**Exercise brief**. Output the full listing below exactly, without the pictures.
=== Material provided ===
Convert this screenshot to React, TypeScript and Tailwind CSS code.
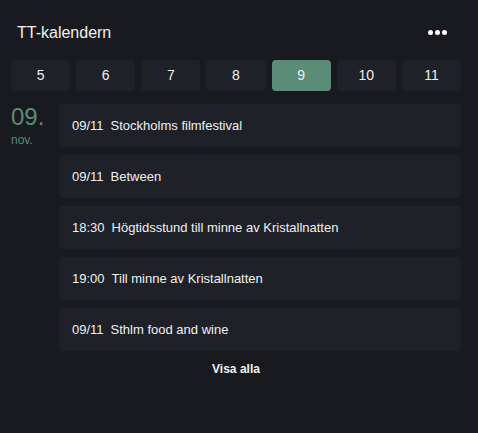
import React from "react";

const days = ["5", "6", "7", "8", "9", "10", "11"];
const events = [
  ["09/11", "Stockholms filmfestival"],
  ["09/11", "Between"],
  ["18:30", "Högtidsstund till minne av Kristallnatten"],
  ["19:00", "Till minne av Kristallnatten"],
  ["09/11", "Sthlm food and wine"],
];

export default function App() {
  return (
    <div
      className="w-[478px] h-[433px] bg-[#181a1f] text-[#f0f0f0] pl-[11px] pr-[17px] overflow-hidden"
      style={{ fontFamily: '"Liberation Sans", Arial, sans-serif' }}
    >
      <div className="flex items-center justify-between h-[60px] pl-[6px] pr-[14px] pt-[5px]">
        <span className="text-[16px]">TT-kalendern</span>
        <div className="flex gap-[2px]">
          <span className="w-[5px] h-[5px] rounded-full bg-white" />
          <span className="w-[5px] h-[5px] rounded-full bg-white" />
          <span className="w-[5px] h-[5px] rounded-full bg-white" />
        </div>
      </div>
      <div className="grid grid-cols-7 gap-[6px]">
        {days.map((d) => (
          <div
            key={d}
            className={`h-[31px] rounded-[4px] flex items-center justify-center text-[14px] ${
              d === "9" ? "bg-[#5b8c77]" : "bg-[#1f2128]"
            }`}
          >
            {d}
          </div>
        ))}
      </div>
      <div className="flex mt-[13px]">
        <div className="w-[48px] flex flex-col text-[#5b8c77]">
          <span className="text-[24px] leading-[24px] mt-[1px]">09.</span>
          <span className="text-[12px] leading-[14px] mt-[4px]">nov.</span>
        </div>
        <div className="flex-1 flex flex-col gap-[8px]">
          {events.map(([t, n], i) => (
            <div
              key={i}
              className="h-[43px] rounded-[4px] bg-[#1f2128] flex items-center pl-[13px] text-[13px] gap-[7px]"
            >
              <span>{t}</span>
              <span>{n}</span>
            </div>
          ))}
        </div>
      </div>
      <div className="text-center text-[12px] font-bold mt-[9px]">Visa alla</div>
    </div>
  );
}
===
**Answer**.
Convert this screenshot to React, TypeScript and Tailwind CSS code.
import React from "react";

const days = ["5", "6", "7", "8", "9", "10", "11"];
const events = [
  ["09/11", "Stockholms filmfestival"],
  ["09/11", "Between"],
  ["18:30", "Högtidsstund till minne av Kristallnatten"],
  ["19:00", "Till minne av Kristallnatten"],
  ["09/11", "Sthlm food and wine"],
];

export default function App() {
  return (
    <div
      className="w-[478px] h-[433px] bg-[#181a1f] text-[#f0f0f0] pl-[11px] pr-[17px] overflow-hidden"
      style={{ fontFamily: '"Liberation Sans", Arial, sans-serif' }}
    >
      <div className="flex items-center justify-between h-[60px] pl-[6px] pr-[14px] pt-[5px]">
        <span className="text-[16px]">TT-kalendern</span>
        <div className="flex gap-[2px]">
          <span className="w-[5px] h-[5px] rounded-full bg-white" />
          <span className="w-[5px] h-[5px] rounded-full bg-white" />
          <span className="w-[5px] h-[5px] rounded-full bg-white" />
        </div>
      </div>
      <div className="grid grid-cols-7 gap-[6px]">
        {days.map((d) => (
          <div
            key={d}
            className={`h-[31px] rounded-[4px] flex items-center justify-center text-[14px] ${
              d === "9" ? "bg-[#5b8c77]" : "bg-[#1f2128]"
            }`}
          >
            {d}
          </div>
        ))}
      </div>
      <div className="flex mt-[13px]">
        <div className="w-[48px] flex flex-col text-[#5b8c77]">
          <span className="text-[24px] leading-[24px] mt-[1px]">09.</span>
          <span className="text-[12px] leading-[14px] mt-[4px]">nov.</span>
        </div>
        <div className="flex-1 flex flex-col gap-[8px]">
          {events.map(([t, n], i) => (
            <div
              key={i}
              className="h-[43px] rounded-[4px] bg-[#1f2128] flex items-center pl-[13px] text-[13px] gap-[7px]"
            >
              <span>{t}</span>
              <span>{n}</span>
            </div>
          ))}
        </div>
      </div>
      <div className="text-center text-[12px] font-bold mt-[9px]">Visa alla</div>
    </div>
  );
}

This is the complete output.